I do not think of myself as a survivor because I have not been victimized. I have no memory of any shame or guilt following the incident I recounted above. The only thing I remember is feeling a bit amused by the whole thing. In thinking about this incident today I discovered that I cannot even remember jock boy’s name.
I am a privileged, white woman. To construct my identity in any other way would be an attempt to hide or deny the power that this world affords me. To identify as a “victim” or a “survivor” does disservice to the real crimes that have been committed upon other bodies.
White people often feel something called “white guilt.” Since our ancestors brutalized people of color the world over, we continue to reap the spoils of their conquests and receive privileges we have not earned. Then there’s “survivor’s guilt” experienced by people who survive a disaster while others die. We wonder why we were spared when people as good (if not better than us) die. Articles like Pflug-Back’s give me a weird case of survivor’s guilt: it’s as though she’s suggesting that to be a real feminist I need to experience rape.

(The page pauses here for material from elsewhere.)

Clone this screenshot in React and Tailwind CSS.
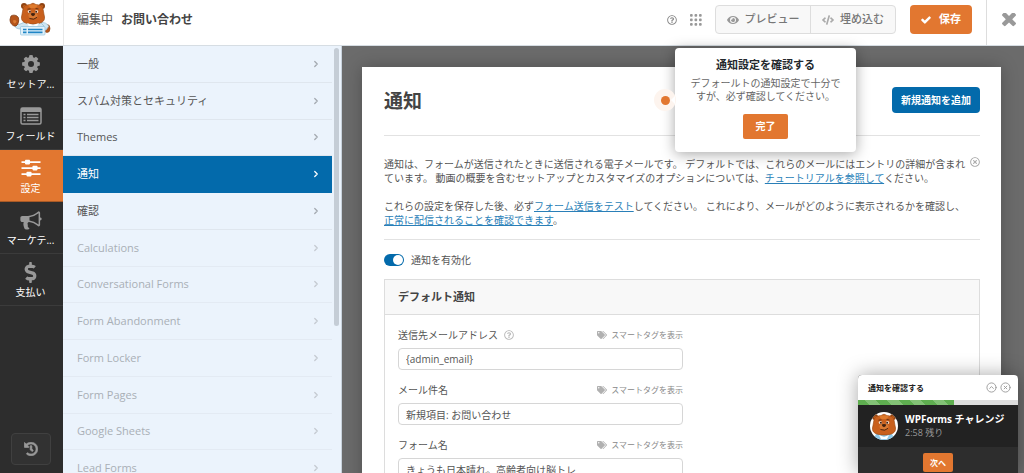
import React from "react";
import {
  FaCode,
  FaDollarSign,
  FaEye,
  FaHistory,
  FaRegQuestionCircle,
  FaRegTimesCircle,
  FaTags,
} from "react-icons/fa";
import { ChevronRight, CircleChevronUp, CircleX } from "lucide-react";

function BearHead() {
  return (
    <g>
      <circle cx="24" cy="6" r="3" fill="#8f4312" />
      <circle cx="42" cy="6" r="3" fill="#8f4312" />
      <circle cx="24.5" cy="6.5" r="1.6" fill="#c9651f" />
      <circle cx="41.5" cy="6.5" r="1.6" fill="#c9651f" />
      <path
        d="M24 6.5C26 4.5 29 5 31 4.2C32 3 34 3 35 4.2C37 5 40 4.500 42 6.500C43.500 9 43.500 13 44.500 17C45 21.500 41 24 33 24S21 21.500 21.500 17C22.500 13 22.500 9 24 6.500Z"
        fill="#c9601d"
        stroke="#a04d16"
        strokeWidth=".7"
      />
      <path d="M28 5.500C30 4 36 4 38 5.500L35.500 8H30.500Z" fill="#de7a2c" />
      <ellipse cx="33" cy="15.500" rx="4.500" ry="3" fill="#d97a33" />
      <ellipse cx="29.400" cy="11.500" rx="1.600" ry="1.500" fill="#f3e3d6" />
      <ellipse cx="36.600" cy="11.500" rx="1.600" ry="1.500" fill="#f3e3d6" />
      <circle cx="29.900" cy="11.700" r="1" fill="#40200f" />
      <circle cx="36.200" cy="11.700" r="1" fill="#40200f" />
      <path d="M27.500 9.200L30.500 8.800M35.500 8.400L38.500 9" stroke="#60300f" strokeWidth=".9" />
      <path d="M30.700 13.500Q33 12.400 35.300 13.500Q35 15.700 33 16.200Q31 15.700 30.700 13.500Z" fill="#40200f" />
      <path d="M29.500 18.500Q34 20.500 37 17.300" fill="none" stroke="#40200f" strokeWidth=".9" />
    </g>
  );
}

function Mascot({ className }) {
  return (
    <svg viewBox="9 2 42 34" className={className} aria-hidden="true">
      <ellipse cx="47" cy="28.500" rx="3" ry="4" fill="#b5551b" stroke="#8f4312" strokeWidth=".6" />
      <path d="M40 22.500C45 22 48 24 48.500 26.500L46 30H40Z" fill="#cfe6f2" stroke="#9cc4d8" strokeWidth=".7" />
      <path d="M17 24.500C20 25 22 22.500 26 22H40L44 26V33H21V29C17 29 15 27.500 14.500 25.500Z" fill="#cfe6f2" stroke="#8fb9cf" strokeWidth=".7" />
      <path
        d="M11 16C13 14.500 17 15 18.300 17.500C19.300 20.500 18.500 24.500 16 26C12.500 26.500 10 23 10 19.500Z"
        fill="#b5551b"
        stroke="#7d3a12"
        strokeWidth=".8"
      />
      <path d="M13 20.500Q14.500 19.300 16 20.500T14.500 23.500Q12.800 22.500 13 20.500Z" fill="#d97a33" />
      <BearHead />
      <path d="M27 23L33 25L39 23L37 26.500L33 25.500L29 26.500Z" fill="#fff" />
      <rect x="20.500" y="26.500" width="24.500" height="8.500" rx="1" fill="#e2f1fa" stroke="#8fc3de" strokeWidth=".7" />
      <path d="M23 29.500H26.500M28 29.500H42.500M23 32.300H26.500M28 32.300H42.500" stroke="#1f86c6" strokeWidth="1.700" />
    </svg>
  );
}

function CogIcon() {
  return (
    <svg viewBox="0 0 18 18" className="size-[18px]" aria-hidden="true">
      {[0, 45, 90, 135].map((angle) => (
        <g key={angle} transform={`rotate(${angle} 9 9)`} fill="currentColor">
          <path d="M7.300 0.300Q9 -0.100 10.700 0.300L11.300 4H6.700ZM7.300 17.700Q9 18.100 10.700 17.700L11.300 14H6.700Z" />
        </g>
      ))}
      <circle cx="9" cy="9" r="5" fill="none" stroke="currentColor" strokeWidth="4" />
    </svg>
  );
}

function ListIcon() {
  return (
    <svg viewBox="0 0 22 18" className="h-[18px] w-[22px]" fill="none" stroke="currentColor" aria-hidden="true">
      <rect x="1" y="1" width="20" height="16" rx="1.500" strokeWidth="1.500" />
      <path d="M1 3H21" strokeWidth="4" />
      <path d="M3.500 7.500H5.500M7 7.500H18.500M3.500 10.500H5.500M7 10.500H18.500M3.500 13.500H5.500M7 13.500H18.500" strokeWidth="1.600" />
    </svg>
  );
}

function SlidersIcon() {
  return (
    <svg viewBox="0 0 20 18" className="h-[18px] w-5" fill="currentColor" aria-hidden="true">
      <path d="M0.500 2.200H19.500V4H0.500ZM0.500 8.200H19.500V10H0.500ZM0.500 14.200H19.500V16H0.500Z" />
      <rect x="4" y="0.800" width="5" height="4.600" rx=".8" />
      <rect x="11.500" y="6.800" width="5" height="4.600" rx=".8" />
      <rect x="5.500" y="12.800" width="5" height="4.600" rx=".8" />
    </svg>
  );
}

function BullhornIcon() {
  return (
    <svg viewBox="0 100 1792 1600" className="h-[19px] w-[22px]" fill="currentColor" aria-hidden="true">
      <path d="M1664 640q53 0 90.500 37.500t37.500 90.500-37.500 90.500-90.500 37.500v384q0 52-38 90t-90 38q-417-347-812-380-58 19-91 66t-31 100.500 40 92.500q-20 33-23 65.500t6 58 33.500 55 48 50 61.500 50.500q-29 58-111.500 83t-168.500 11.500-132-55.500q-7-23-29.500-87.500t-32-94.500-23-89-15-101 3.500-98.500 22-110.500h-122q-66 0-113-47t-47-113v-192q0-66 47-113t113-47h480q435 0 896-384 52 0 90 38t38 90v384zm-128 604v-954q-394 302-768 343v270q377 42 768 341z" />
    </svg>
  );
}

function CheckIcon() {
  return (
    <svg viewBox="100 300 1600 1250" className="h-2 w-2.5" fill="currentColor" aria-hidden="true">
      <path d="M1671 566q0 40-28 68l-724 724-136 136q-28 28-68 28t-68-28l-136-136-362-362q-28-28-28-68t28-68l136-136q28-28 68-28t68 28l294 295 656-657q28-28 68-28t68 28l136 136q28 28 28 68z" />
    </svg>
  );
}

function CloseIcon() {
  return (
    <svg viewBox="300 434 1190 1190" className="size-[14px]" fill="currentColor" aria-hidden="true">
      <path d="M1490 1322q0 40-28 68l-136 136q-28 28-68 28t-68-28l-294-294-294 294q-28 28-68 28t-68-28l-136-136q-28-28-28-68t28-68l294-294-294-294q-28-28-28-68t28-68l136-136q28-28 68-28t68 28l294 294 294-294q28-28 68-28t68 28l136 136q28 28 28 68t-28 68l-294 294 294 294q28 28 28 68z" />
    </svg>
  );
}

function DotsIcon() {
  return (
    <svg viewBox="0 0 12 12" className="size-3" fill="currentColor" aria-hidden="true">
      {[0, 4.5, 9].map((y) =>
        [0, 4.5, 9].map((x) => <rect key={`${x}-${y}`} x={x} y={y} width="2.700" height="2.700" rx=".9" />)
      )}
    </svg>
  );
}

const NAV = [
  { label: "セットア...", icon: <CogIcon /> },
  { label: "フィールド", icon: <ListIcon /> },
  { label: "設定", icon: <SlidersIcon />, active: true },
  { label: "マーケテ...", icon: <BullhornIcon /> },
  { label: "支払い", icon: <FaDollarSign className="size-[21px]" /> },
];

const SECTIONS = [
  { label: "一般" },
  { label: "スパム対策とセキュリティ" },
  { label: "Themes" },
  { label: "通知", active: true },
  { label: "確認" },
  { label: "Calculations", muted: true },
  { label: "Conversational Forms", muted: true },
  { label: "Form Abandonment", muted: true },
  { label: "Form Locker", muted: true },
  { label: "Form Pages", muted: true },
  { label: "Google Sheets", muted: true },
  { label: "Lead Forms", muted: true },
];

const FIELDS = [
  { id: "email", label: "送信先メールアドレス", value: "{admin_email}", help: true },
  { id: "subject", label: "メール件名", value: "新規項目: お問い合わせ" },
  { id: "from", label: "フォーム名", value: "きょうも日本晴れ。高齢者向け脳トレ" },
];

function Header() {
  return (
    <header className="flex h-[46px] shrink-0 items-stretch border-b border-[#d6dde3] bg-white">
      <div className="flex w-16 shrink-0 border-r border-[#e8e8e8] pl-[9px] pt-0.5">
        <Mascot className="h-[34px] w-[42px]" />
      </div>
      <h1 className="flex flex-1 items-center gap-2 pb-1.5 pl-[13px] text-[12px] text-[#555]">
        編集中 <strong className="font-bold text-[#444]">お問い合わせ</strong>
      </h1>
      <div className="flex items-center pb-1.5 text-[11px] font-medium text-[#777]">
        <button type="button" aria-label="ヘルプ" className="mr-[13px] text-[#8c8c8c]">
          <FaRegQuestionCircle className="size-2.5" />
        </button>
        <button type="button" aria-label="メニュー" className="mr-[13px] text-[#999]">
          <DotsIcon />
        </button>
        <div className="flex h-[29px] rounded-sm border border-[#ddd] bg-[#f8f8f8]">
          <button type="button" className="flex w-[95px] items-center justify-center gap-1.5 border-r border-[#ddd]">
            <FaEye className="size-3 text-[#999]" />
            プレビュー
          </button>
          <button type="button" className="flex w-[84px] items-center justify-center gap-1.5">
            <FaCode className="size-3 text-[#aaa]" />
            埋め込む
          </button>
        </div>
        <button
          type="button"
          className="ml-3.5 flex h-[29px] w-[62px] items-center justify-center gap-2 rounded-sm bg-[#e27730] font-bold text-white"
        >
          <CheckIcon />
          保存
        </button>
      </div>
      <div className="ml-3.5 flex w-[38px] items-center justify-center border-l border-[#ddd] pb-1.5 pl-1.5">
        <button type="button" aria-label="閉じる" className="text-[#999]">
          <CloseIcon />
        </button>
      </div>
    </header>
  );
}

function Sidebar() {
  return (
    <nav className="flex w-[63px] shrink-0 flex-col bg-[#2d2d2d]">
      {NAV.map((item) => (
        <button
          key={item.label}
          type="button"
          className={`flex h-[52px] shrink-0 flex-col items-center justify-between border-b pb-[5px] pr-0.5 pt-[9px] text-[10px] leading-4 ${
            item.active ? "border-[#a95a26] bg-[#e27730] text-white" : "border-[#3b3b3b] text-[#999]"
          }`}
        >
          <span className="flex h-[18px] items-center">{item.icon}</span>
          <span className="whitespace-nowrap text-white">{item.label}</span>
        </button>
      ))}
      <button
        type="button"
        aria-label="履歴"
        className="mb-2 ml-[11px] mt-auto flex h-8 w-10 items-center justify-center rounded-sm border border-[#404040] bg-[#323232] text-[#999]"
      >
        <FaHistory className="size-3.5" stroke="currentColor" strokeWidth="24" />
      </button>
    </nav>
  );
}

function SettingsMenu() {
  return (
    <aside className="flex w-[279px] shrink-0 items-start overflow-hidden border-r border-[#c8d2dc] bg-[#ebf3fc]">
      <ul className="grid h-[441px] flex-1 auto-rows-fr">
        {SECTIONS.map((s) => (
          <li key={s.label} className="flex">
            <a
              href="#"
              className={`flex flex-1 items-center justify-between border-b pl-3.5 pr-[11px] text-[11px] leading-4 ${
                s.active
                  ? "border-[#036aab] bg-[#036aab] text-white"
                  : s.muted
                    ? "border-[#e3eaf3] text-[#a9afb6]"
                    : "border-[#dfe6ee] text-[#555]"
              }`}
            >
              {s.label}
              <ChevronRight
                strokeWidth={3}
                className={`size-2.5 ${s.active ? "" : s.muted ? "text-[#c4cad1]" : "text-[#a3a9b0]"}`}
              />
            </a>
          </li>
        ))}
      </ul>
      <div className="mx-0.5 mt-0.5 h-[278px] w-[5px] rounded-full bg-[#c5cdd6]" />
    </aside>
  );
}

function Field({ field }) {
  return (
    <div className="mb-3">
      <div className="mb-1.5 flex h-[15px] items-center justify-between">
        <div className="flex items-center gap-1.5">
          <label htmlFor={field.id}>{field.label}</label>
          {field.help && <FaRegQuestionCircle className="size-2.5 text-[#bbb]" />}
        </div>
        <button type="button" className="flex items-center gap-1 text-[8px] text-[#888]">
          <FaTags className="size-2.5 text-[#b0b0b0]" />
          スマートタグを表示
        </button>
      </div>
      <input
        id={field.id}
        type="text"
        defaultValue={field.value}
        className="block h-[22px] w-full rounded-sm border border-[#d6d6d6] bg-white px-[7px] text-[10px] text-[#555] outline-none"
      />
    </div>
  );
}

function Content() {
  return (
    <main className="flex-1 overflow-hidden bg-[#6b6b6b] pl-5 pr-[23px] pt-[21px]">
      <section className="bg-white pl-[22px] pr-[21px] pt-5 text-[10px] leading-[14px] text-[#555] shadow-[0_0_16px_rgba(0,0,0,0.25)]">
        <div className="flex items-start justify-between border-b border-[#e2e2e2] pb-5">
          <h2 className="text-[19px] font-bold leading-[28px] text-[#444]">通知</h2>
          <button type="button" className="h-[26px] rounded-sm bg-[#036aab] px-[9px] font-bold text-white">
            新規通知を追加
          </button>
        </div>
        <div className="flex items-start justify-between border-b border-[#e2e2e2] pb-3 pt-[21px]">
          <div>
            <p className="mb-3.5">
              通知は、フォームが送信されたときに送信される電子メールです。 デフォルトでは、これらのメールにはエントリの詳細が含まれ
              <br />
              ています。 動画の概要を含むセットアップとカスタマイズのオプションについては、
              <a href="#" className="text-[#2a7fb8] underline">チュートリアルを参照して</a>ください。
            </p>
            <p>
              これらの設定を保存した後、必ず
              <a href="#" className="text-[#2a7fb8] underline">フォーム送信をテスト</a>
              してください。 これにより、メールがどのように表示されるかを確認し、
              <br />
              <a href="#" className="text-[#2a7fb8] underline">正常に配信されることを確認できます</a>。
            </p>
          </div>
          <button type="button" aria-label="閉じる" className="flex shrink-0 text-[#aaa]">
            <FaRegTimesCircle className="size-2.5" />
          </button>
        </div>
        <label className="flex items-center gap-[7px] pb-3 pt-[13px]">
          <input type="checkbox" role="switch" defaultChecked className="peer sr-only" />
          <span className="flex h-3 w-5 items-center justify-end rounded-full bg-[#036aab] p-px">
            <span className="size-2.5 rounded-full bg-white" />
          </span>
          通知を有効化
        </label>
        <div className="border border-[#ddd]">
          <h3 className="border-b border-[#ddd] bg-[#f8f8f8] pl-[13px] text-[11px] font-bold leading-[34px] text-[#444]">
            デフォルト通知
          </h3>
          <div className="w-[298px] pl-[13px] pt-3">
            {FIELDS.map((f) => (
              <Field key={f.id} field={f} />
            ))}
          </div>
        </div>
      </section>
    </main>
  );
}

function Tooltip() {
  return (
    <div
      role="dialog"
      className="absolute right-[168px] top-12 flex w-[181px] flex-col items-center rounded-sm bg-white pb-[13px] pt-[9px] text-center text-[10px] leading-[13px] text-[#666] shadow-[0_2px_14px_rgba(0,0,0,0.35)]"
    >
      <span className="absolute -left-[21px] top-[41px] flex size-[22px] items-center justify-center rounded-full bg-[#fdf4ee]">
        <span className="size-[9px] rounded-full bg-[#e27730]" />
      </span>
      <span className="absolute -left-1 top-12 border-y-4 border-r-4 border-y-transparent border-r-white" />
      <h4 className="mb-1 text-[11px] font-bold leading-4 text-[#23282c]">通知設定を確認する</h4>
      <p className="mb-[11px] whitespace-nowrap">
        デフォールトの通知設定で十分で
        <br />
        すが、必ず確認してください。
      </p>
      <button type="button" className="h-[25px] w-[45px] rounded-xs bg-[#e27730] font-bold text-white">
        完了
      </button>
    </div>
  );
}

function Challenge() {
  return (
    <div className="absolute bottom-0 right-1.5 w-40 overflow-hidden rounded-t-sm bg-[#2d2d2d] shadow-[0_0_20px_rgba(0,0,0,0.35)]">
      <div className="flex h-[25px] items-center justify-between bg-white pl-2.5 pr-[7px] text-[8px] font-bold text-[#222]">
        通知を確認する
        <div className="flex gap-[3px] text-[#999]">
          <button type="button" aria-label="折りたたむ">
            <CircleChevronUp className="size-[11px]" strokeWidth={2} />
          </button>
          <button type="button" aria-label="閉じる">
            <CircleX className="size-[11px]" strokeWidth={2} />
          </button>
        </div>
      </div>
      <div className="h-[5px] bg-[#ddd]">
        <div className="h-full w-3/5 bg-[repeating-linear-gradient(45deg,#5fae50_0_8px,#83c276_8px_16px)]" />
      </div>
      <div className="flex h-[42px] items-center gap-[7px] bg-[#222] pl-3">
        <svg viewBox="19 1 28 28" className="size-7 rounded-full bg-white" aria-hidden="true">
          <path d="M22 29L25 23H41L44 29Z" fill="#8fcaea" />
          <BearHead />
          <path d="M28 24L33 26L38 24L36 28H30Z" fill="#fff" />
        </svg>
        <div className="leading-[14px]">
          <p className="whitespace-nowrap text-[10px] font-bold text-white">WPForms チャレンジ</p>
          <p className="text-[9px] text-[#999]">2:58 残り</p>
        </div>
      </div>
      <div className="flex h-[26px] justify-center pt-1.5">
        <button type="button" className="h-[19px] w-[30px] rounded-xs bg-[#e27730] text-[8px] font-bold text-white">
          次へ
        </button>
      </div>
    </div>
  );
}

export default function App() {
  return (
    <div className="relative flex h-screen flex-col overflow-hidden font-['Open_Sans','Noto_Sans_CJK_JP',sans-serif]" lang="ja">
      <Header />
      <div className="flex min-h-0 flex-1">
        <Sidebar />
        <SettingsMenu />
        <Content />
      </div>
      <Tooltip />
      <Challenge />
    </div>
  );
}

I don’t actually think she means this at all but my response made me start really thinking through my thoughts on feminism. It is not a single, monolithic thing. In fact, the kind of feminism that will help Pflug-Back heal is exactly the sort that might make Wallace extraordinarily uncomfortable. The sort of feminism Wallace needs makes Pflug-Back feel alienated. Neither feminist can provide the sort of feminism third world women of color living in war zones need.
And so I began to wonder: do we need more options? Could it be that labeling anything deemed a “women’s issue” as feminism is just another way that society limits and controls female concerns and the expression of marginalized perspectives? Or will diversifying the movement weaken it? Have we reached the point when we need to stand as individuals? Or should we stand united as women?